The idea that Aboriginal community housing and infrastructure should be designed, constructed and maintained to support healthy living practices is now firmly embedded in policy following the pioneering work of Pholeros, Rainow and Torzillo (1993) in the Pitjantjatjara Lands. A total of nine such practices are identified, in descending order of priority in terms of impact on health outcomes: capacity to wash people, wash clothes and bedding, remove waste safely, improve nutrition, reduce crowding, separate people from animals, reduce dust, control temperature, and reduce trauma. Each of these refers to different aspects of the functionality of dwellings and their related infrastructure. For example, if the focus is on improving nutritional standards and practices, then ‘healthy home hardware’ refers to the provision of adequate facilities to store, prepare and cook food. It also extends to water quality and quantity as a lack of these may lead individuals to purchase bottled water or other beverages, thereby adding to expenditure and increasing reliance on soft drinks and cordials.
The National Indigenous Housing Guide (Commonwealth of Australia 1999) includes a range of detailed design and functionality guidelines to address each of these nine healthy living practices. The key functional area with most guidelines is that involving the supply, usage and removal of water: six of the nine healthy living practices are dependent on these. However, even seemingly obscure health-related housing functions include a wide range of design, maintenance and infrastructural features that require attention (Commonwealth of Australia 1999: 49-57). For example, guidelines for improved nutrition include consideration of the following factors:
Different ways of cooking: Given often-crowded dwellings and failure of cooking equipment, it is common for many different age groups to share the cooking facilities of a house. At the same time, each group may have a different preference for cooking. For example, younger people may use a microwave oven; middle-aged people may use a stove or drum oven and barbecue, older people may prefer the ground and a fire for cooking. To this extent, there is a need to consider how many ‘kitchens’ each house may need.

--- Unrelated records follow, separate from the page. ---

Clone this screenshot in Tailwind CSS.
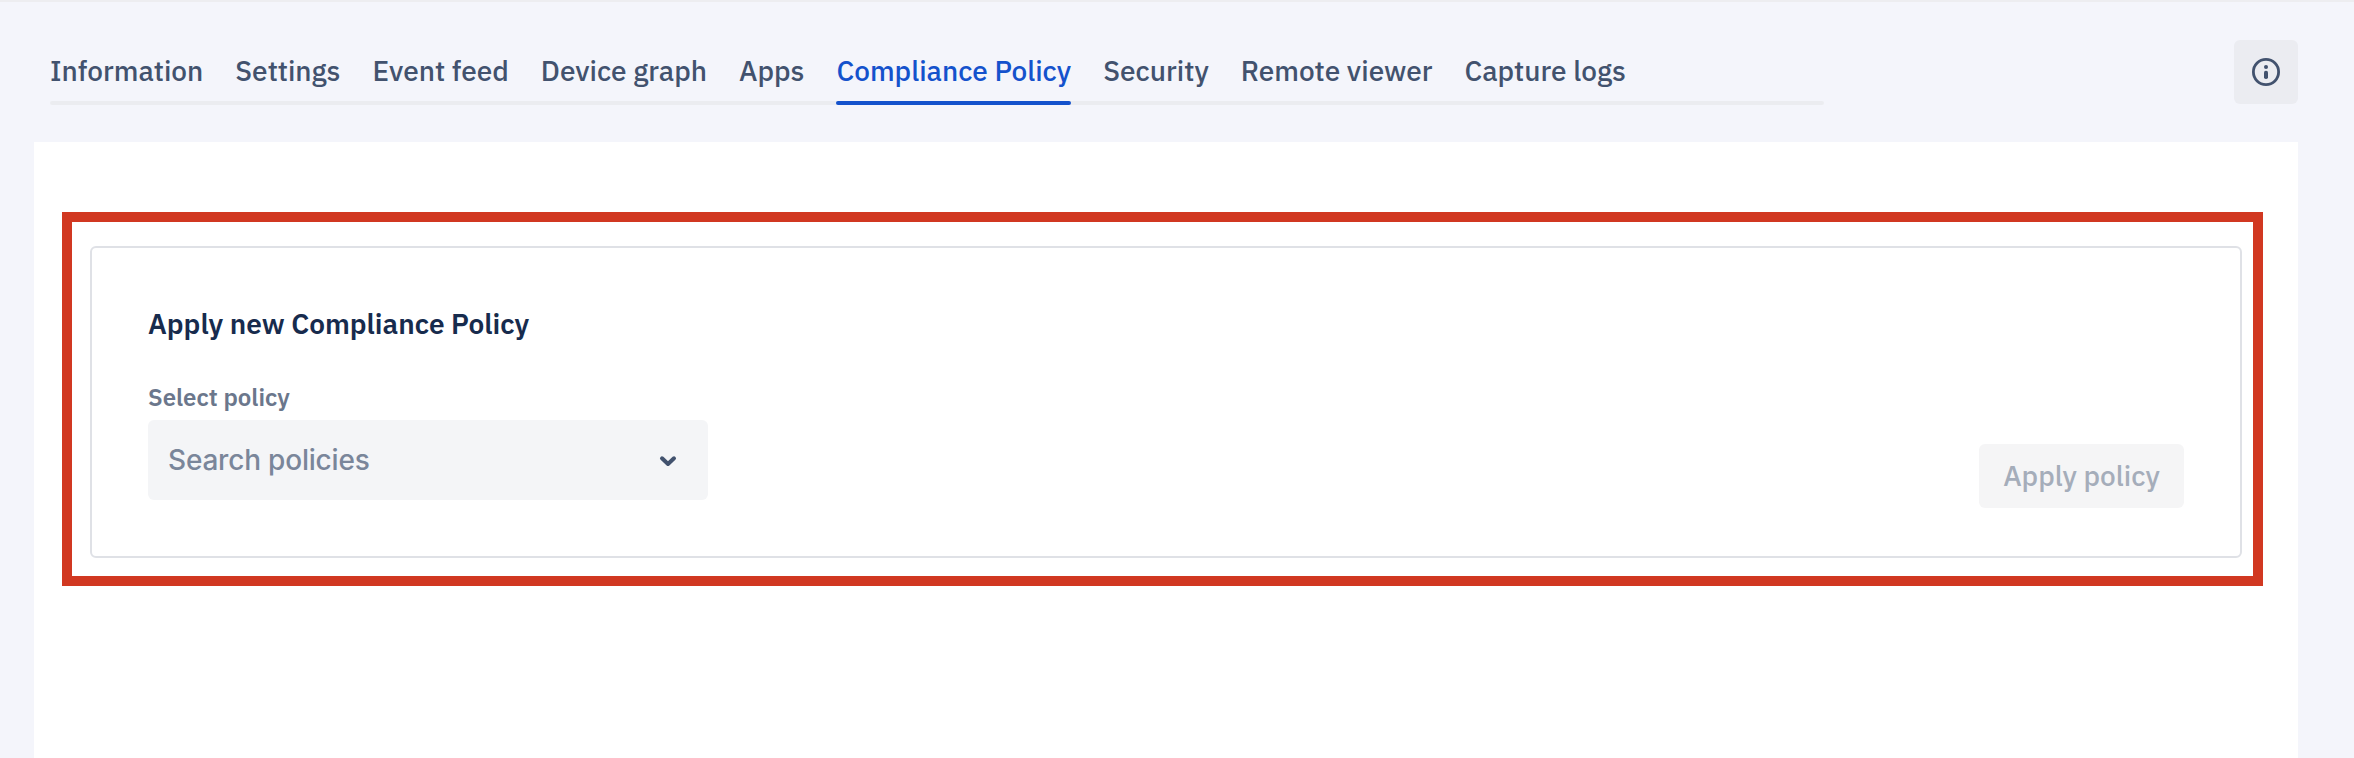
<!DOCTYPE html>
<html lang="en">
<head>
<meta charset="utf-8">
<title>Compliance Policy</title>
<script src="https://cdn.jsdelivr.net/npm/@tailwindcss/browser@4"></script>
</head>
<body class="h-[758px] overflow-hidden bg-[#f4f5fb] font-['IBM_Plex_Sans',Roboto,sans-serif]">
<div class="flex h-full flex-col border-t-2 border-[#ededf0] pr-14 pl-[34px]">
  <header class="flex h-[140px] shrink-0 items-start justify-between pt-[38px] pl-4">
    <nav class="relative flex h-[65px] w-[1774px] gap-8 pt-[11px] text-[28px] leading-10 font-medium whitespace-nowrap text-[#42526e]">
      <div class="absolute inset-x-0 bottom-0 h-1 rounded-sm bg-[#ebecf0]"></div>
      <a>Information</a>
      <a>Settings</a>
      <a>Event feed</a>
      <a>Device graph</a>
      <a>Apps</a>
      <a class="relative text-[#1452cc]">Compliance Policy<span class="absolute inset-x-0 bottom-0 h-1 rounded-xs bg-[#1452cc]"></span></a>
      <a>Security</a>
      <a>Remote viewer</a>
      <a>Capture logs</a>
    </nav>
    <button class="flex size-16 items-center justify-center rounded-md bg-[#ebecf1] text-[#42526e]" aria-label="Info">
      <svg class="size-8" viewBox="0 0 32 32" fill="none">
        <circle cx="16" cy="16" r="12.6" stroke="currentColor" stroke-width="2.8"/>
        <circle cx="16" cy="11" r="2" fill="currentColor"/>
        <rect x="14" y="14.8" width="4" height="8.2" rx="1.8" fill="currentColor"/>
      </svg>
    </button>
  </header>
  <main class="grow bg-white pt-[70px] pr-[35px] pl-7">
    <div class="h-[374px] border-10 border-[#d13821] pt-6 pr-[11px] pl-[18px]">
      <section class="h-[312px] rounded-md border-2 border-[#dfe1e6] px-14 pt-14">
        <h2 class="text-[28px] leading-10 font-semibold text-[#172b4d]">Apply new Compliance Policy</h2>
        <div class="flex items-end justify-between pt-[37px]">
          <div class="pb-2">
            <label class="block text-2xl leading-8 font-semibold text-[#6b778c]">Select policy</label>
            <div class="mt-[7px] flex h-20 w-[560px] items-center justify-between rounded-md bg-[#f4f5f7] pr-6 pl-5">
              <span class="font-[Inter,sans-serif] text-[28px] font-[450] tracking-[-0.2px] text-[#7a869a]">Search policies</span>
              <svg class="h-8 w-8 text-[#42526e]" viewBox="0 0 32 32" fill="none"><path d="M10 14.3l6 5.7 6-5.7" stroke="currentColor" stroke-width="4" stroke-linecap="round" stroke-linejoin="round"/></svg>
            </div>
          </div>
          <button class="h-16 w-[205px] rounded-md bg-[#f5f5f6] text-[28px] font-medium text-[#a5adba]">Apply policy</button>
        </div>
      </section>
    </div>
  </main>
</div>
</body>
</html>
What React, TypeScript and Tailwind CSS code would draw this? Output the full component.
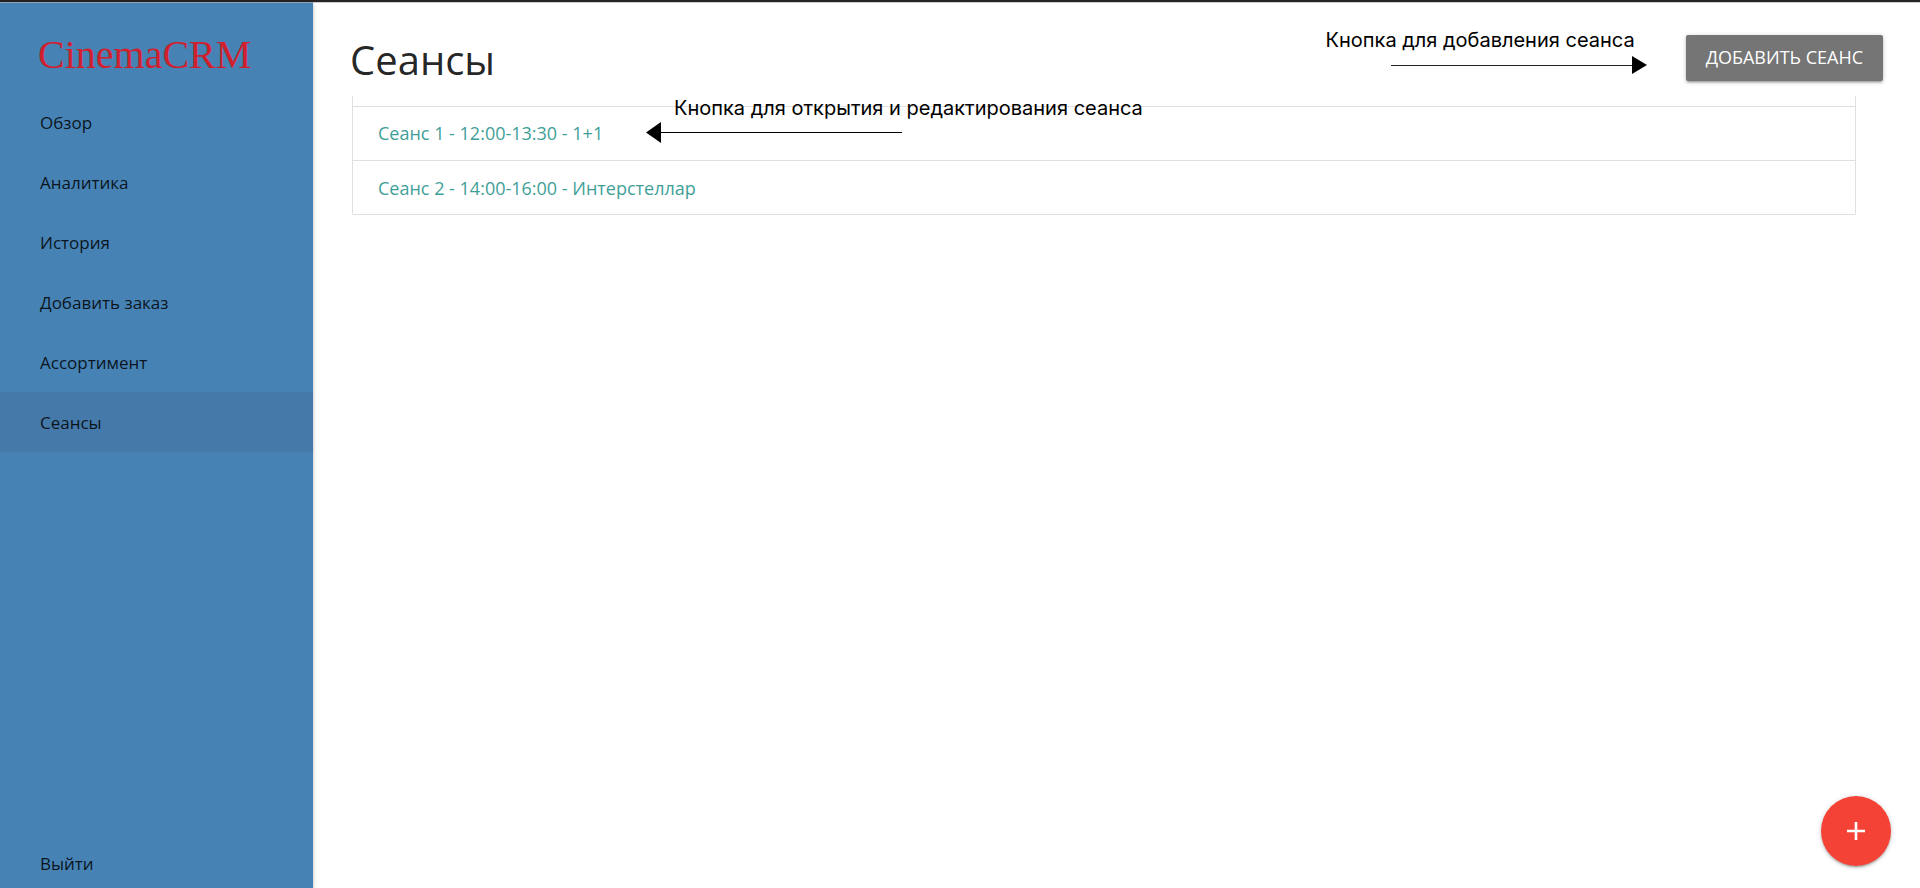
const navItems = [
  { label: 'Обзор', active: false },
  { label: 'Аналитика', active: false },
  { label: 'История', active: false },
  { label: 'Добавить заказ', active: false },
  { label: 'Ассортимент', active: false },
  { label: 'Сеансы', active: true },
];

function Sidebar() {
  return (
    <aside className="z-10 flex w-[313px] shrink-0 flex-col border-t border-[#8fa3b3] bg-[#4682b4] shadow-[0_2px_2px_0_rgba(0,0,0,0.14),0_3px_1px_-2px_rgba(0,0,0,0.12),0_1px_5px_0_rgba(0,0,0,0.2)]">
      <a href="#" className="flex h-[89px] items-center px-[38px] pt-[14px] font-['Liberation_Serif',serif] text-[40px] leading-none text-[#d0202e]">
        CinemaCRM
      </a>
      <nav className="flex grow flex-col text-[17px] font-medium text-black/85">
        {navItems.map((item) => (
          <a
            key={item.label}
            href="#"
            aria-current={item.active ? 'page' : undefined}
            className={`flex h-[60px] items-center px-10 pt-[2px] ${item.active ? 'bg-[#4479aa]' : ''}`}
          >
            {item.label}
          </a>
        ))}
        <a href="#" className="mt-auto flex h-12 items-center px-10">
          Выйти
        </a>
      </nav>
    </aside>
  );
}

function AddHint() {
  return (
    <div className="mr-[39px] flex flex-col items-end pt-[2px] font-['Inter',sans-serif] text-[20px] leading-6 text-black">
      <span className="mr-3">Кнопка для добавления сеанса</span>
      <svg className="mt-1 h-[18px] w-[256px]" viewBox="0 0 256 18" aria-hidden="true">
        <path d="M0 9.5H243" stroke="#222" strokeWidth="1" />
        <path d="M241 0L256 9L241 18Z" />
      </svg>
    </div>
  );
}

function EditHint() {
  return (
    <div className="absolute -top-[11px] left-[293px] font-['Inter',sans-serif] text-[20px] leading-6 text-black">
      <span className="ml-7 block whitespace-nowrap">Кнопка для открытия и редактирования сеанса</span>
      <svg className="mt-[2px] h-[22px] w-[256px]" viewBox="0 0 256 22" aria-hidden="true">
        <path d="M14 10.5H256" stroke="#000" strokeWidth="1" />
        <path d="M0 10.5L15 0V21Z" />
      </svg>
    </div>
  );
}

export default function App() {
  return (
    <div className="flex min-h-screen border-t-2 border-[#252323] bg-white font-['Open_Sans','Noto_Sans',sans-serif]">
      <Sidebar />
      <main className="flex min-w-0 grow flex-col border-t border-[#cccccc]">
        <header className="flex h-[93px] shrink-0 items-center pr-[37px] pl-[37px]">
          <h1 className="grow pt-5 text-[40px] leading-none text-black/87">Сеансы</h1>
          <AddHint />
          <button
            type="button"
            className="mt-4 h-[46px] rounded-[2px] bg-[#757575] px-5 text-[18px] text-white uppercase shadow-[0_2px_2px_0_rgba(0,0,0,0.14),0_3px_1px_-2px_rgba(0,0,0,0.12),0_1px_5px_0_rgba(0,0,0,0.2)]"
          >
            Добавить сеанс
          </button>
        </header>
        <ul className="mr-16 ml-[39px] rounded-b-[2px] border-x border-b border-[#e0e0e0] pt-[10px] text-[18px] text-[#3f9f98]">
          <li className="relative flex h-[54px] items-center border-t border-[#e0e0e0] px-[25px]">
            <a href="#">Сеанс 1 - 12:00-13:30 - 1+1</a>
            <EditHint />
          </li>
          <li className="flex h-[54px] items-center border-t border-[#e0e0e0] px-[25px] pt-px">
            <a href="#">Сеанс 2 - 14:00-16:00 - Интерстеллар</a>
          </li>
        </ul>
      </main>
      <button
        type="button"
        aria-label="Добавить"
        className="fixed right-[29px] bottom-[22px] flex size-[70px] items-center justify-center rounded-full bg-[#f44336] shadow-[0_2px_2px_0_rgba(0,0,0,0.14),0_3px_1px_-2px_rgba(0,0,0,0.12),0_1px_5px_0_rgba(0,0,0,0.2)]"
      >
        <svg className="size-[18px]" viewBox="0 0 18 18" fill="#fff" aria-hidden="true">
          <path d="M7.7 0H10.3V7.7H18V10.3H10.3V18H7.7V10.3H0V7.7H7.7Z" />
        </svg>
      </button>
    </div>
  );
}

Electric cooking: stoves and hotplates. Electric hotplate cooking is one of the major sources of energy use in a house. To control costs, stove timer switches can be installed to cut off power after a set period. It has also been found that solid hotplates are more robust than coil elements.
Operational fridges: Poorly performing fridges can lead to food spoiling and food poisoning as well as to high energy costs. A number of simple directives can be applied to assist in overcoming these problems, for example ensuring that the fridge is located in a thermally efficient area and that door seals are regularly maintained. However, one problem with fridges in overcrowded households is frequent use, and the only solution here is provide either more fridges or lower density housing.
Kitchen cleaning and maintenance: The design and detailed specification of the kitchen area, joinery, and appliances can make cleaning easier by reducing cleaning effort and access for insects and vermin.
Food storage: Low shelves and cupboards are easily accessed by dogs and children, or are unused or used to store non-food items. Consideration should be given to providing high shelves and cupboards and lock-up pantries that are insect-proof and well ventilated.
The main, and most recent, source of data regarding the functionality of dwelling facilities remains the 1997 Environmental Health Needs Survey. For the Wunan ATSIC Region, this revealed that on average some 30% of the dwelling facilities surveyed were absent from dwellings in the region (Table 6.7), the most noticeable being laundry-floor waste outlets. However, if consideration is also given to facilities that are present but not working, then hot water systems were also effectively absent from as many as 48% of dwellings, more than 30% of dwellings had no effective toilet cistern, more than one-third had no effective laundry trough, and 30% had no kitchen sink, bath or shower. Overall, one-third of dwellings was either without facilities, or had facilities that were dysfunctional. Northern East Kimberley communities that stood out as lacking or requiring major repairs to three or more facilities included Oombulgurri, Nulleywah, Glen Hill, Wurrenranginy, Red Hill, Nicholson Camp, Cockatoo Springs, Mud Springs, Darlu Darlu, Crocodile Hole, Nulla Nulla, Baulu Wah, RB River Junction, Yirralallem, Dillon Springs, Woolah, Bow River, Guda Guda, and Molly Springs (Government of Western Australia 1998: 94).
Table 6.7. Functionality of dwelling facilities in Wunan ATSIC Region, 1997
|
Dwelling facility |
% of dwellings with facility absent |
% of dwellings with facility working |
% of dwellings with facility not working |
Total dwellings |
|
External plumbing connection |
26.3 |
70.9 |
2.8 |
100.0 |
|
On-site sewerage disposal |
27.6 |
70.8 |
1.6 |
100.0 |
|
Hot water system |
30.7 |
52.6 |
16.8 |
100.0 |
|
Kitchen sink |
26.7 |
70.0 |
3.3 |
100.0 |
|
Bath/shower |
27.4 |
70.1 |
2.5 |
100.0 |
|
Toilet cistern |
28.8 |
67.8 |
3.4 |
100.0 |
|
Toilet bowl |
27.4 |
70.6 |
2.0 |
100.0 |
|
Laundry trough |
32.2 |
65.3 |
2.5 |
100.0 |
|
Laundry waste outlet |
41.4 |
55.0 |
3.6 |
100.0 |
|
Source: Government of Western Australia 1998: 91 |
||||
However, aside from the constant need to ensure that maintenance funds are available and sufficient to ensure minimum environmental health standards, the main challenge for the future management of housing stock now seems to be to ensure that adequate and planned expansion occurs to accommodate new household formation for a rapidly growing population.